The post-war American Conservative movement has always been led by texts that have shaken dominant intellectual obsessions in economics, law, political theory, philosophy, and history, among other disciplines. At first glance,  much of what the Right offered in the mid-twentieth century, be it Russell Kirk’s The Conservative Mind, Richard Weaver’s Ideas Have Consequences, Friedrich Hayek’s The Road to Serfdom, or Milton Friedman’s Capitalism and Freedom, to name a few, appeared as “paradigm shifting” theories, narratives, and interpretations of politics, constitutionalism, economics, and philosophy. However, wiser men might observe that these books were not revolutionary, but were instead acts of remembrance and recovery of traditions of thought and practice that once characterized a free people.
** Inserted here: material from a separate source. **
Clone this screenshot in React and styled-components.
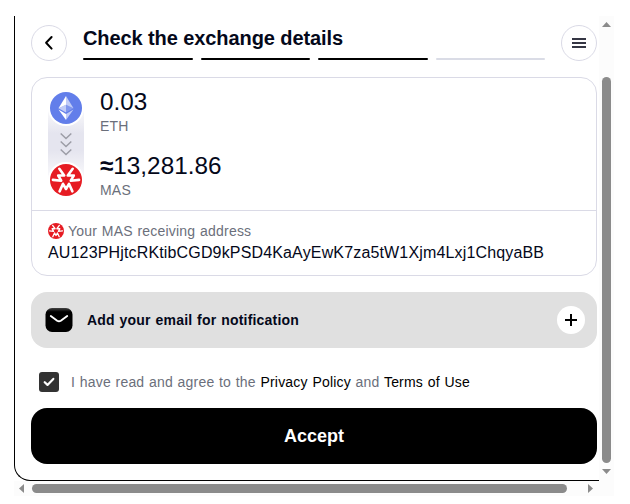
import React from "react";
import styled, { createGlobalStyle } from "styled-components";

const STEPS = [true, true, true, false];

const MassaLogo = ({ size }) => (
    <svg width={size} height={size} viewBox="-16 -16 32 32">
        <circle r="16" fill="#e61c23" />
        {[0, 120, 240].map((angle) => (
            <path
                key={angle}
                transform={`rotate(${angle})`}
                d="M-6.4 11.4-3 3.8 0 9l3-5.2 3.4 7.6"
                fill="none"
                stroke="#fff"
                strokeWidth="2.6"
                strokeLinecap="round"
                strokeLinejoin="round"
            />
        ))}
    </svg>
);

const EthLogo = () => (
    <svg width="32" height="32" viewBox="0 0 32 32">
        <circle cx="16" cy="16" r="16" fill="#627eea" />
        <g fill="#fff" transform="translate(-.5)">
            <path fillOpacity=".6" d="M16.5 4v8.87l7.5 3.35z" />
            <path d="M16.5 4 9 16.22l7.5-3.35z" />
            <path fillOpacity=".6" d="M16.5 21.97v6.03L24 17.62z" />
            <path d="M16.5 28v-6.03L9 17.62z" />
            <path fillOpacity=".2" d="m16.5 20.57 7.5-4.35-7.5-3.35z" />
            <path fillOpacity=".6" d="m9 16.22 7.5 4.35v-7.7z" />
        </g>
    </svg>
);

const ExchangePage = () => {
    return (
        <>
            <GlobalStyle />
            <Viewport>
                <Panel>
                    <Header>
                        <RoundButton aria-label="Back">
                            <svg width="34" height="34" viewBox="0 0 34 34">
                                <path
                                    d="m19.6 11-5.5 5.8 5.5 5.8"
                                    fill="none"
                                    stroke="#000"
                                    strokeWidth="2"
                                    strokeLinecap="round"
                                    strokeLinejoin="round"
                                />
                            </svg>
                        </RoundButton>
                        <Heading>
                            <Title>Check the exchange details</Title>
                            <Steps>
                                {STEPS.map((done, i) => (
                                    <Step key={i} $done={done} />
                                ))}
                            </Steps>
                        </Heading>
                        <RoundButton aria-label="Menu">
                            <svg width="34" height="34" viewBox="0 0 34 34">
                                <path
                                    d="M10 13h14M10 17h14M10 21h14"
                                    stroke="#353644"
                                    strokeWidth="2.2"
                                />
                            </svg>
                        </RoundButton>
                    </Header>

                    <Card>
                        <Exchange>
                            <Track>
                                <Coin>
                                    <EthLogo />
                                </Coin>
                                <svg width="12" height="24" viewBox="0 0 12 24">
                                    <path
                                        d="m.7 1.5 5.3 5 5.3-5M.7 9.5l5.3 5 5.3-5M.7 17.5l5.3 5 5.3-5"
                                        fill="none"
                                        stroke="#9c9da6"
                                        strokeWidth="1.5"
                                    />
                                </svg>
                                <Coin>
                                    <MassaLogo size={32} />
                                </Coin>
                            </Track>
                            <Amounts>
                                <div>
                                    <Amount>0.03</Amount>
                                    <Ticker>ETH</Ticker>
                                </div>
                                <div>
                                    <Amount>
                                        <b>≈</b>13,281.86
                                    </Amount>
                                    <Ticker>MAS</Ticker>
                                </div>
                            </Amounts>
                        </Exchange>
                        <Receiver>
                            <ReceiverLabel>
                                <MassaLogo size={16} />
                                Your MAS receiving address
                            </ReceiverLabel>
                            <Address>
                                AU123PHjtcRKtibCGD9kPSD4KaAyEwK7za5tW1Xjm4Lxj1ChqyaBB
                            </Address>
                        </Receiver>
                    </Card>

                    <EmailRow>
                        <MailIcon width="28" height="26" viewBox="0 0 28 26">
                            <defs>
                                <linearGradient id="mail" x1="0" y1="0" x2="0" y2="1">
                                    <stop offset="0" stopColor="#444" />
                                    <stop offset=".16" stopColor="#000" />
                                </linearGradient>
                            </defs>
                            <rect x=".5" y="1" width="27" height="24" rx="6.5" fill="url(#mail)" />
                            <path
                                d="m5.8 9 6.4 4.7q1.8 1.2 3.6 0L22.2 9"
                                fill="none"
                                stroke="#fff"
                                strokeWidth="1.9"
                                strokeLinecap="round"
                            />
                        </MailIcon>
                        <EmailText>Add your email for notification</EmailText>
                        <AddButton aria-label="Add email">
                            <svg width="12" height="12" viewBox="0 0 12 12">
                                <path d="M0 6h12M6 0v12" stroke="#000" strokeWidth="2" />
                            </svg>
                        </AddButton>
                    </EmailRow>

                    <Agreement>
                        <Checkbox>
                            <svg width="12" height="10" viewBox="0 0 12 10">
                                <path
                                    d="m1.7 5.2 2.8 2.7 5.8-6"
                                    fill="none"
                                    stroke="#fff"
                                    strokeWidth="2.2"
                                    strokeLinecap="round"
                                    strokeLinejoin="round"
                                />
                            </svg>
                        </Checkbox>
                        <AgreementText>
                            I have read and agree to the <a>Privacy Policy</a> and{" "}
                            <a>Terms of Use</a>
                        </AgreementText>
                    </Agreement>

                    <AcceptButton>Accept</AcceptButton>
                </Panel>

                <VerticalBar>
                    <svg width="9" height="5" viewBox="0 0 9 5">
                        <path d="M0 5 4.5 0 9 5z" fill="#8b8b8b" />
                    </svg>
                    <VerticalThumb />
                    <svg width="9" height="5" viewBox="0 0 9 5">
                        <path d="M0 0h9L4.5 5z" fill="#8b8b8b" />
                    </svg>
                </VerticalBar>
                <HorizontalBar>
                    <svg width="5" height="9" viewBox="0 0 5 9">
                        <path d="M5 0v9L0 4.5z" fill="#8b8b8b" />
                    </svg>
                    <HorizontalThumb />
                    <svg width="5" height="9" viewBox="0 0 5 9">
                        <path d="M0 0v9l5-4.5z" fill="#8b8b8b" />
                    </svg>
                </HorizontalBar>
                <Corner />
            </Viewport>
        </>
    );
};

const GlobalStyle = createGlobalStyle`
    * {
        box-sizing: border-box;
    }

    body {
        margin: 0;
        background: #fff;
        color: #04081a;
        font-family: "Liberation Sans", Arial, sans-serif;
        overflow: hidden;
    }

    button {
        padding: 0;
        border: 0;
        font-family: inherit;
    }

    svg {
        display: block;
        flex-shrink: 0;
    }
`;

const Viewport = styled.div`
    display: grid;
    grid-template-columns: 585px 15px;
    grid-template-rows: 465px 15px;
    width: 600px;
    margin: 16px 0 0 14px;
`;

const Panel = styled.main`
    height: 465px;
    padding: 9px 2px 0 16px;
    border: solid #000;
    border-width: 0 0 1px 1px;
    border-bottom-left-radius: 16px;
`;

const Header = styled.header`
    display: flex;
    gap: 16px;
    height: 36px;
    margin-bottom: 16px;
`;

const RoundButton = styled.button`
    flex: 0 0 36px;
    height: 36px;
    border: 1px solid #dadae6;
    border-radius: 50%;
    background: #fff;
`;

const Heading = styled.div`
    flex: 1;
    display: flex;
    flex-direction: column;
    justify-content: space-between;
    padding: 1px 0;
`;

const Title = styled.h1`
    margin: 0;
    font-size: 20px;
    line-height: 24px;
    font-weight: 700;
    letter-spacing: -0.09px;
`;

const Steps = styled.div`
    display: flex;
    gap: 8px;
`;

const Step = styled.div`
    flex: 1;
    height: 2px;
    border-radius: 1px;
    background: ${(props) => (props.$done ? "#000" : "#dadce6")};
`;

const Card = styled.section`
    height: 199px;
    border: 1px solid #dadae6;
    border-radius: 16px;
`;

const Exchange = styled.div`
    display: flex;
    gap: 16px;
    height: 133px;
    padding: 12px 16px;
    border-bottom: 1px solid #dadae6;
`;

const Track = styled.div`
    display: flex;
    flex-direction: column;
    align-items: center;
    justify-content: space-between;
    width: 36px;
    height: 108px;
    border-radius: 18px;
    background: linear-gradient(#fff 12%, #e5e5ef 40%, #e5e5ef 56%, #fff 88%);
`;

const Coin = styled.div`
    padding: 2px;
    border-radius: 50%;
    background: #fff;
`;

const Amounts = styled.div`
    display: flex;
    flex-direction: column;
    gap: 16px;
    margin-top: -2px;
`;

const Amount = styled.div`
    margin-bottom: 1px;
    font-size: 24.3px;
    line-height: 27px;
`;

const Ticker = styled.div`
    font-size: 14px;
    line-height: 20px;
    letter-spacing: 0.2px;
    color: #6b6f7b;
`;

const Receiver = styled.div`
    padding: 10px 16px;
`;

const ReceiverLabel = styled.div`
    display: flex;
    align-items: center;
    gap: 4px;
    font-size: 14px;
    line-height: 20px;
    letter-spacing: 0.2px;
    word-spacing: 0.65px;
    color: #6b6f7b;
`;

const Address = styled.div`
    margin-top: 1px;
    font-size: 16px;
    line-height: 22px;
    letter-spacing: 0.155px;
`;

const EmailRow = styled.div`
    display: flex;
    align-items: center;
    height: 56px;
    margin: 16px 0 24px;
    padding: 0 12px 0 14px;
    border-radius: 16px;
    background: #e0e0e0;
`;

const MailIcon = styled.svg`
    margin-right: 14px;
`;

const EmailText = styled.span`
    flex: 1;
    font-size: 14px;
    font-weight: 700;
    letter-spacing: 0.2px;
    word-spacing: 0.7px;
`;

const AddButton = styled.button`
    display: grid;
    place-items: center;
    width: 28px;
    height: 28px;
    border-radius: 50%;
    background: #fff;
`;

const Agreement = styled.div`
    display: flex;
    align-items: center;
    gap: 12px;
    height: 20px;
    margin-bottom: 16px;
    padding-left: 8px;
`;

const Checkbox = styled.span`
    display: grid;
    place-items: center;
    width: 20px;
    height: 20px;
    border-radius: 3px;
    background: #333;
`;

const AgreementText = styled.span`
    font-size: 14px;
    line-height: 20px;
    letter-spacing: 0.2px;
    word-spacing: 0.55px;
    color: #6b6f7b;

    a {
        color: #000;
    }
`;

const AcceptButton = styled.button`
    display: block;
    width: 100%;
    height: 56px;
    border-radius: 16px;
    background: #000;
    color: #fff;
    font-size: 18px;
    font-weight: 700;
`;

const VerticalBar = styled.div`
    display: flex;
    flex-direction: column;
    align-items: center;
    justify-content: space-between;
    padding: 6px 0 7px;
    background: #fcfcfc;
`;

const VerticalThumb = styled.div`
    width: 9px;
    height: 386px;
    margin-top: 43px;
    border-radius: 5px;
    background: #8b8b8b;
`;

const HorizontalBar = styled.div`
    display: flex;
    align-items: center;
    justify-content: space-between;
    padding: 0 6px 0 5px;
    background: #fcfcfc;
`;

const HorizontalThumb = styled.div`
    width: 535px;
    height: 9px;
    margin-right: 13px;
    border-radius: 5px;
    background: #8b8b8b;
`;

const Corner = styled.div`
    background: #fcfcfc;
`;

export default ExchangePage;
Men like Weaver, Hayek, and Friedman were giving us a theory worthy of  the practices of liberty that had never been fully discarded in the twentieth century despite that century’s collectivist tendencies. The age needed them, and they stepped forward to articulate ideas about the acting human subject that remain timeless.

In recognition of this achievement, Law and Liberty looks to Milton Friedman’s towering defense of economic and political liberty in his book Capitalism and Freedom as it turns 50 in the year 2012. In this online symposium, Gerald P. O’Driscoll Jr., Todd Zywicki, Brian Domitrovic, Donald Boudreaux, and William Ruger provide reflections on Capitalism and Freedom. Friedman’s classic work remains a text of the first order of liberty. Ranging across military conscription, monetary policy, international trade, occupational licensure, education vouchers, and other topics, the Brooklyn-born economist directly challenged the growing collectivist ice cap that, then as now, threatened a nation dedicated to liberty. This symposium is offered so that we might remember well, in order to recall with Peter Viereck that “Reality is that which, when you don’t believe in it, doesn’t go away.”